Does my link popularity campaign target this?

Which engines & directories are directing traffic to this URL?
- - What keywords and phrases retain the most for this page?
- - How does the SERP listing for this document differ from others in my site?

Has there been a recent EMail campaign distribution to affect this?
- - If so, when, and how many were sent?

Is this URL the target for any advertising?
(Ex: Google Adwords, Overture Bids, etc.)

Is this resource linked to in the navigation of each page?

What else could influence this?

Reaching a conclusion on any data for web statistics can be difficult. As an SEO, be mindful that your attempts to optimize may not produce the type of results you had expected. Be sure not to get discouraged though if that is the case. Rather, use the information from other more prominent pages to reinforce your continued optimization trends.

- Least Requested Pages -
Well, for every good, there is a bad too! Here, you will want to look equally hard to make sure that your pages with the least traffic are pages that should be there. Your main product or service listings should NOT be here! You would hope to see some obscure pages like Contact Information, Site Map, etc.

This also helps an optimization specialist understand what pages need the most work. That is only the case if pages with importance are listed here - showing that they will soon require further optimization.

- Top Entry Pages -
This is pure gold for any SEO. If you have recently reworked the optimization of your entire site, this is where you will be able to get some critical information! What engines have these URLs listed? Who else links up to this resource? What levels of traffic do they provide? What do SERP descriptions look like? All of these factors will play a role in measuring the success of any optimization campaign.

- Top Exit Pages -
This is simply a display of where those looking at your site leave the most often. Of course, no one wants to see their mission-critical pages listed here! From an optimization point of view these pages will need some work, but should require the most attention from a usability standpoint.
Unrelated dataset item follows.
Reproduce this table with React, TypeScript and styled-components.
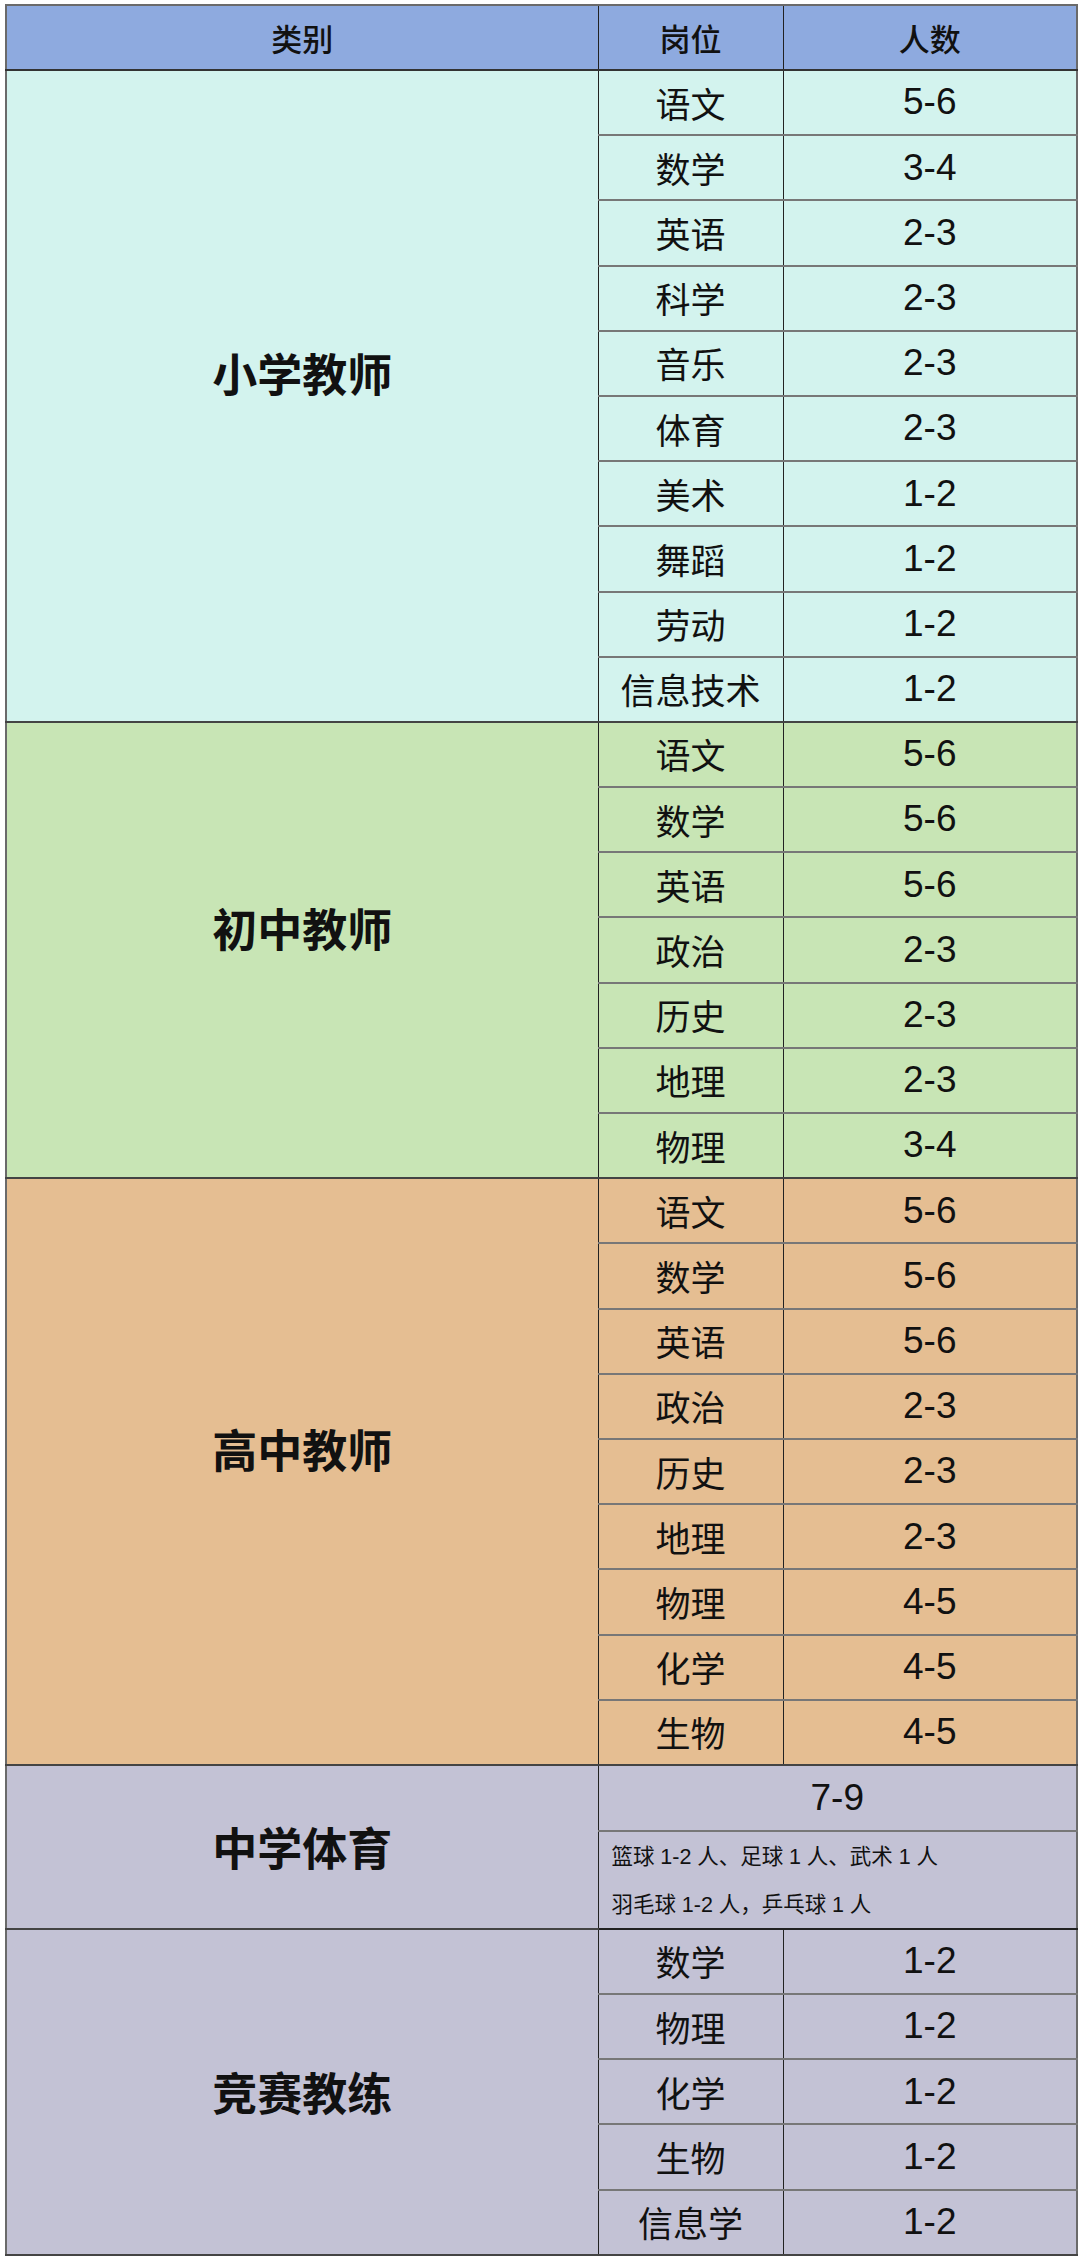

Look at each one of your top exit pages and make sure that the content of that page matches the description of the links pointing to it. Often, users will click a link expecting one thing and be delivered to something completely different. All of these variables as well as other must be reviewed to make sure that you are keeping visitors interested - not frustrated.

- Single Accessed Pages
- This is where any search engine optimization specialist can find success, failure, or both all at the same time!

These listings pertain to a web site document that is served up, accessed, then the user leaves. How can you determine success from this? Simply! If you have optimized this page to no end, then you want a lot of people coming into it - and that's great. But, the failure lies in not being able to convert this visitor into someone interested.

Some percentage of site visitors will leave - because they simply anticipated something other than what they have seen. Others though may feel lost or confused based on the navigational system or worse - terminology and language. Bear in mind one thing: Optimization is great, but the site still needs to work. If your optimized pages appear on this list, start thinking less optimization and more usability.

- Document Not Found Errors (404's!) -
I covered the importance of these a short while ago, and you can read up about them in great detail at:

To reiterate some points with errors though - keep the following in mind:

Search engines follow links to more resources - so make sure you do not have broken links.

Search engines and directories may have loved your old page, and listed it. If a document that does not exist anymore is listed - get something in it's place to help retain that traffic!

Create and maintain a robots.txt - It directs search engines and if it does not yet exist, I am near positive it is in your 404 listings.

- Some More Information -
...Of course, there are many other sources of information that can help an optimization specialist to acquire more prominent links. They do however differ from one reporting tool to another. My only advice is this, look at everything and keep track of any significant changes. It takes time to draw conclusions - but the results are sure to offer more success!